[Data lines]
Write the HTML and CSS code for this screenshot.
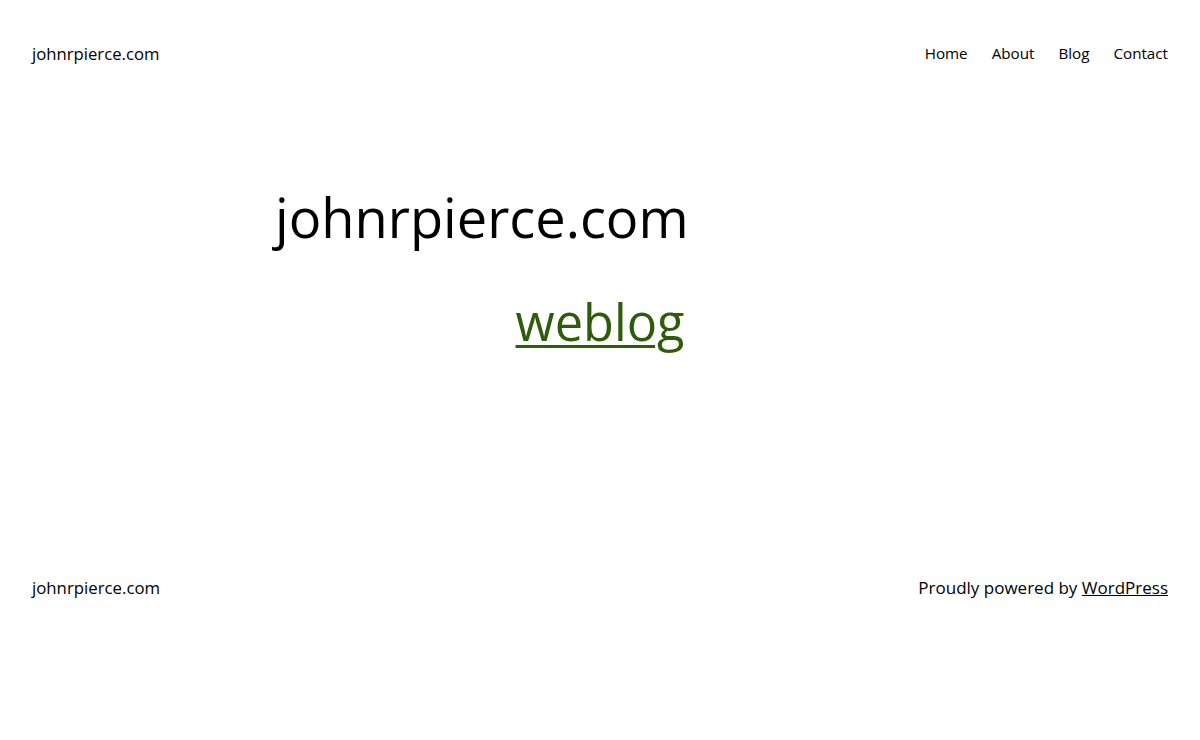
FILE: index.html
```html
<!DOCTYPE html>
<html lang="en">
<head>
<meta charset="utf-8">
<title>johnrpierce.com</title>
<link rel="stylesheet" href="styles.css">
</head>
<body>
<header class="site-header">
  <a class="site-title" href="#">johnrpierce.com</a>
  <nav class="nav">
    <a href="#">Home</a>
    <a href="#">About</a>
    <a href="#">Blog</a>
    <a href="#">Contact</a>
  </nav>
</header>
<main class="main">
  <h1 class="hero-title">johnrpierce.com</h1>
  <p class="hero-link"><a href="#">weblog</a></p>
</main>
<footer class="site-footer">
  <a class="site-title" href="#">johnrpierce.com</a>
  <p class="credit">Proudly powered by <a href="#">WordPress</a></p>
</footer>
</body>
</html>
```
FILE: styles.css
```css
html, body { margin: 0; padding: 0; background: #fff; }
body {
  font-family: "Open Sans", "Noto Sans", sans-serif;
  color: #000;
}
a { color: inherit; }
.site-header {
  display: flex;
  justify-content: space-between;
  align-items: center;
  padding: 41px 32px 0;
  height: 24px;
}
.site-title {
  font-size: 16.7px;
  text-decoration: none;
  color: #000;
}
.nav { display: flex; gap: 24px; font-size: 15.2px; }
.nav a { text-decoration: none; color: #000; }
.main {
  width: 650px;
  margin: 0 auto;
  padding-top: 120px;
  height: 510px;
  box-sizing: border-box;
}
.hero-title {
  margin: 0;
  font-weight: 400;
  font-size: 54.2px;
  line-height: 1.2;
}
.hero-link {
  margin: 42px 0 0;
  text-align: center;
  font-size: 50.5px;
  line-height: 1.2;
}
.hero-link a { color: #2f5c0a; text-decoration-thickness: 3px; text-underline-offset: 4px; }
.site-footer {
  display: flex;
  justify-content: space-between;
  align-items: center;
  padding: 0 32px;
  height: 24px;
  font-size: 17px;
}
.site-footer .site-title { font-size: 16.8px; }
.credit { margin: 0; }
.credit a { color: #000; }
```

[Stated exercise] Would you return the data exactly as written, without the pictures?

[Output]
Write the HTML and CSS code for this screenshot.
FILE: index.html
```html
<!DOCTYPE html>
<html lang="en">
<head>
<meta charset="utf-8">
<title>johnrpierce.com</title>
<link rel="stylesheet" href="styles.css">
</head>
<body>
<header class="site-header">
  <a class="site-title" href="#">johnrpierce.com</a>
  <nav class="nav">
    <a href="#">Home</a>
    <a href="#">About</a>
    <a href="#">Blog</a>
    <a href="#">Contact</a>
  </nav>
</header>
<main class="main">
  <h1 class="hero-title">johnrpierce.com</h1>
  <p class="hero-link"><a href="#">weblog</a></p>
</main>
<footer class="site-footer">
  <a class="site-title" href="#">johnrpierce.com</a>
  <p class="credit">Proudly powered by <a href="#">WordPress</a></p>
</footer>
</body>
</html>
```
FILE: styles.css
```css
html, body { margin: 0; padding: 0; background: #fff; }
body {
  font-family: "Open Sans", "Noto Sans", sans-serif;
  color: #000;
}
a { color: inherit; }
.site-header {
  display: flex;
  justify-content: space-between;
  align-items: center;
  padding: 41px 32px 0;
  height: 24px;
}
.site-title {
  font-size: 16.7px;
  text-decoration: none;
  color: #000;
}
.nav { display: flex; gap: 24px; font-size: 15.2px; }
.nav a { text-decoration: none; color: #000; }
.main {
  width: 650px;
  margin: 0 auto;
  padding-top: 120px;
  height: 510px;
  box-sizing: border-box;
}
.hero-title {
  margin: 0;
  font-weight: 400;
  font-size: 54.2px;
  line-height: 1.2;
}
.hero-link {
  margin: 42px 0 0;
  text-align: center;
  font-size: 50.5px;
  line-height: 1.2;
}
.hero-link a { color: #2f5c0a; text-decoration-thickness: 3px; text-underline-offset: 4px; }
.site-footer {
  display: flex;
  justify-content: space-between;
  align-items: center;
  padding: 0 32px;
  height: 24px;
  font-size: 17px;
}
.site-footer .site-title { font-size: 16.8px; }
.credit { margin: 0; }
.credit a { color: #000; }
```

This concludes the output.